§ **THE TASK**: Set down the full listing exactly as given. Any pictures are to be left out.

■ ■ ■ ■ ■

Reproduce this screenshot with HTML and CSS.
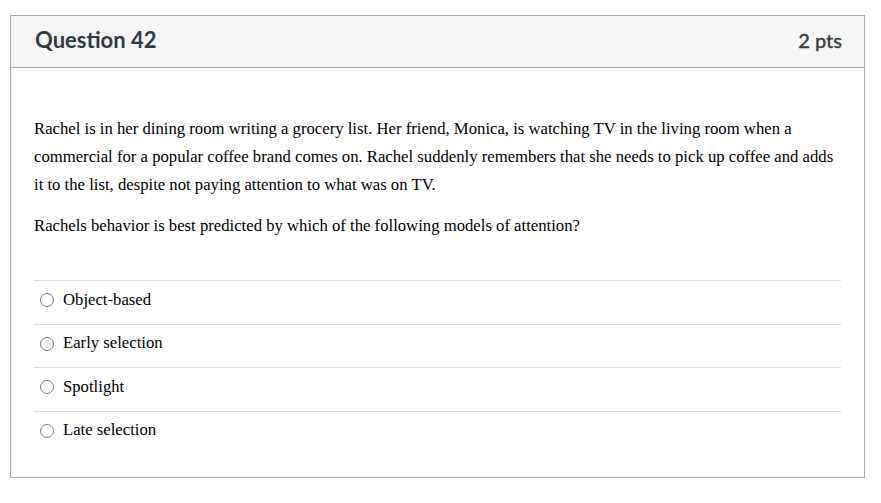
FILE: index.html
```html
<!DOCTYPE html>
<html>
<head>
<meta charset="utf-8">
<link rel="stylesheet" href="styles.css">
</head>
<body>
<div class="card">
  <div class="card-header">
    <span class="title">Question 42</span>
    <span class="pts">2 pts</span>
  </div>
  <div class="card-body">
    <p class="text">Rachel is in her dining room writing a grocery list. Her friend, Monica, is watching TV in the living room when a commercial for a popular coffee brand comes on. Rachel suddenly remembers that she needs to pick up coffee and adds it to the list, despite not paying attention to what was on TV.</p>
    <p class="text">Rachels behavior is best predicted by which of the following models of attention?</p>
    <div class="answers">
      <label class="answer"><span class="radio"></span><span class="label">Object-based</span></label>
      <label class="answer"><span class="radio"></span><span class="label">Early selection</span></label>
      <label class="answer"><span class="radio"></span><span class="label">Spotlight</span></label>
      <label class="answer"><span class="radio"></span><span class="label">Late selection</span></label>
    </div>
  </div>
</div>
</body>
</html>
```
FILE: styles.css
```css
html, body {
  margin: 0;
  padding: 0;
  background: #fff;
}
body {
  padding: 15px 16px 0 10px;
}
.card {
  border: 1px solid #a8a8a8;
  width: 853px;
  box-sizing: content-box;
}
.card-header {
  background: #f5f5f5;
  border-bottom: 1px solid #a8a8a8;
  height: 52px;
  box-sizing: border-box;
  display: flex;
  align-items: center;
  justify-content: space-between;
  padding: 0 22px 4px 24px;
  font-family: Lato, "Liberation Sans", sans-serif;
  color: #2d3b45;
}
.title {
  font-weight: 700;
  font-size: 22px;
}
.pts {
  font-weight: 500;
  font-size: 20px;
  color: #3a3f44;
  -webkit-text-stroke: 0.3px #3a3f44;
}
.card-body {
  padding: 47px 23px 23px 23px;
  font-family: "Liberation Serif", "Times New Roman", serif;
  font-size: 16.7px;
  color: #000;
}
.text {
  margin: 0 0 13px 0;
  line-height: 28px;
}
.answers {
  margin-top: 40px;
}
.answer {
  display: flex;
  align-items: center;
  border-top: 1px solid #dcdcdc;
  padding: 6.5px 0 12px 6px;
  line-height: 24px;
}
.radio {
  width: 12px;
  height: 12px;
  border: 1px solid #7a7a7a;
  border-radius: 50%;
  margin-right: 9px;
  margin-top: 1px;
  flex: none;
}
```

■ ■ ■ ■ ■

§ **RESULT OF THE EXERCISE**:
Reproduce this screenshot with HTML and CSS.
FILE: index.html
```html
<!DOCTYPE html>
<html>
<head>
<meta charset="utf-8">
<link rel="stylesheet" href="styles.css">
</head>
<body>
<div class="card">
  <div class="card-header">
    <span class="title">Question 42</span>
    <span class="pts">2 pts</span>
  </div>
  <div class="card-body">
    <p class="text">Rachel is in her dining room writing a grocery list. Her friend, Monica, is watching TV in the living room when a commercial for a popular coffee brand comes on. Rachel suddenly remembers that she needs to pick up coffee and adds it to the list, despite not paying attention to what was on TV.</p>
    <p class="text">Rachels behavior is best predicted by which of the following models of attention?</p>
    <div class="answers">
      <label class="answer"><span class="radio"></span><span class="label">Object-based</span></label>
      <label class="answer"><span class="radio"></span><span class="label">Early selection</span></label>
      <label class="answer"><span class="radio"></span><span class="label">Spotlight</span></label>
      <label class="answer"><span class="radio"></span><span class="label">Late selection</span></label>
    </div>
  </div>
</div>
</body>
</html>
```
FILE: styles.css
```css
html, body {
  margin: 0;
  padding: 0;
  background: #fff;
}
body {
  padding: 15px 16px 0 10px;
}
.card {
  border: 1px solid #a8a8a8;
  width: 853px;
  box-sizing: content-box;
}
.card-header {
  background: #f5f5f5;
  border-bottom: 1px solid #a8a8a8;
  height: 52px;
  box-sizing: border-box;
  display: flex;
  align-items: center;
  justify-content: space-between;
  padding: 0 22px 4px 24px;
  font-family: Lato, "Liberation Sans", sans-serif;
  color: #2d3b45;
}
.title {
  font-weight: 700;
  font-size: 22px;
}
.pts {
  font-weight: 500;
  font-size: 20px;
  color: #3a3f44;
  -webkit-text-stroke: 0.3px #3a3f44;
}
.card-body {
  padding: 47px 23px 23px 23px;
  font-family: "Liberation Serif", "Times New Roman", serif;
  font-size: 16.7px;
  color: #000;
}
.text {
  margin: 0 0 13px 0;
  line-height: 28px;
}
.answers {
  margin-top: 40px;
}
.answer {
  display: flex;
  align-items: center;
  border-top: 1px solid #dcdcdc;
  padding: 6.5px 0 12px 6px;
  line-height: 24px;
}
.radio {
  width: 12px;
  height: 12px;
  border: 1px solid #7a7a7a;
  border-radius: 50%;
  margin-right: 9px;
  margin-top: 1px;
  flex: none;
}
```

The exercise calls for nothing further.